Plot of the month for January 2018 is from Alexander Baker, who asks: how many wintertime heavy precipitation events can be attributed to extratropical cyclones?
Using ERA-Interim reanalysis data for the period 1979-2016, the number of heavy precipitation events coinciding with cyclones was quantified for the Northern Hemisphere, following a published method by Pfahl and Wernli (2012).
For each December-February season, we defined heavy precipitation events in 6-hourly precipitation accumulations as exceedances of the 95th percentile, and then identified where these exceedances occurred simultaneously with the passage of an extratropical cyclone, whose positions are identified and tracked using vorticity data. We therefore consider that such heavy precipitation events are cyclone-associated, and are able to compute the climatological frequency of such events.

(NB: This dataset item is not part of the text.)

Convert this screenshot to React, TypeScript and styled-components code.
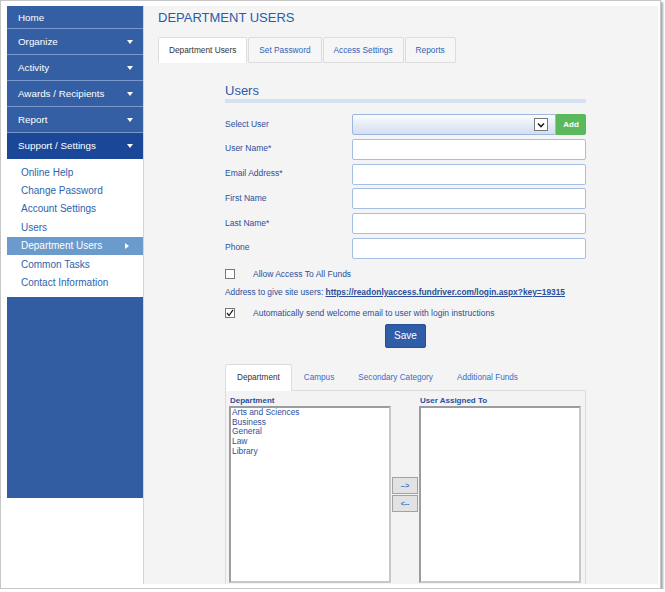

The figure below shows the climatological frequency (as a percentage) of extratropical cyclone-associated winter (DJF) heavy precipitation events for the Northern Hemisphere. The storm track regions are clearly represented and many populous regions are clearly affected by heavy precipitation due to cyclones. We are currently extending this analysis to global climate model simulations.
Figure | Northern Hemisphere extratropical cyclone-associated winter (DJF) heavy precipitation events, expressed as a percentage of all heavy precipitation events. (Click the figure for a larger version.)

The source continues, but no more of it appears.